┏━━

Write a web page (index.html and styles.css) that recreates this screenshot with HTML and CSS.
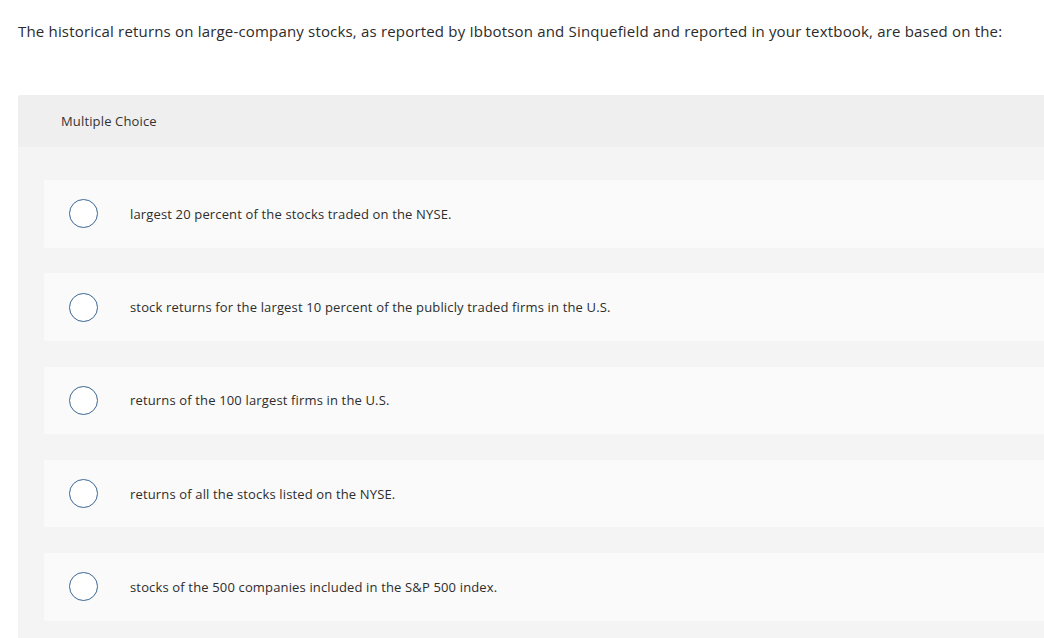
FILE: index.html
```html
<!DOCTYPE html>
<html lang="en">
<head>
<meta charset="utf-8">
<link rel="stylesheet" href="styles.css">
</head>
<body>
<main class="page">
  <p class="question">The historical returns on large-company stocks, as reported by Ibbotson and Sinquefield and reported in your textbook, are based on the:</p>
  <section class="panel">
    <header class="panel-head">Multiple Choice</header>
    <div class="choices">
      <label class="choice"><span class="radio"></span><span class="choice-text">largest 20 percent of the stocks traded on the NYSE.</span></label>
      <label class="choice"><span class="radio"></span><span class="choice-text">stock returns for the largest 10 percent of the publicly traded firms in the U.S.</span></label>
      <label class="choice"><span class="radio"></span><span class="choice-text">returns of the 100 largest firms in the U.S.</span></label>
      <label class="choice"><span class="radio"></span><span class="choice-text">returns of all the stocks listed on the NYSE.</span></label>
      <label class="choice"><span class="radio"></span><span class="choice-text">stocks of the 500 companies included in the S&amp;P 500 index.</span></label>
    </div>
  </section>
</main>
</body>
</html>
```
FILE: styles.css
```css
html, body {
  margin: 0;
  padding: 0;
  background: #ffffff;
}
body {
  font-family: "Open Sans", "Liberation Sans", sans-serif;
  color: #2d2d2d;
  overflow: hidden;
}
.page {
  padding: 20px 0 0 18px;
}
.question {
  margin: 0;
  font-size: 15px;
  line-height: 22px;
  letter-spacing: 0.18px;
  color: #2b2b2b;
}
.panel {
  margin-top: 53px;
  background: #f4f4f4;
  border-radius: 3px 0 0 0;
  padding-bottom: 40px;
}
.panel-head {
  background: #efefef;
  height: 52px;
  display: flex;
  align-items: center;
  padding-left: 43px;
  font-size: 13px;
  letter-spacing: 0.15px;
  color: #333;
  border-radius: 3px 0 0 0;
}
.choices {
  display: flex;
  flex-direction: column;
  gap: 25.75px;
  padding: 33px 0 0 26px;
}
.choice {
  display: flex;
  align-items: center;
  height: 67.5px;
  background: #fafafa;
  border-radius: 3px 0 0 3px;
}
.radio {
  box-sizing: border-box;
  width: 29px;
  height: 29px;
  border: 1.5px solid #3a6691;
  border-radius: 50%;
  background: #fff;
  margin-left: 25px;
  flex: none;
}
.choice-text {
  margin-left: 32px;
  font-size: 13px;
  letter-spacing: 0.15px;
  color: #2d2d2d;
}
```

┗━━

### WHAT THE EXERCISE ASKS
Search the data for the string "page". List each line that has it.

### OUTPUT OF THE EXERCISE
Write a web page (index.html and styles.css) that recreates this screenshot with HTML and CSS.
<main class="page">
.page {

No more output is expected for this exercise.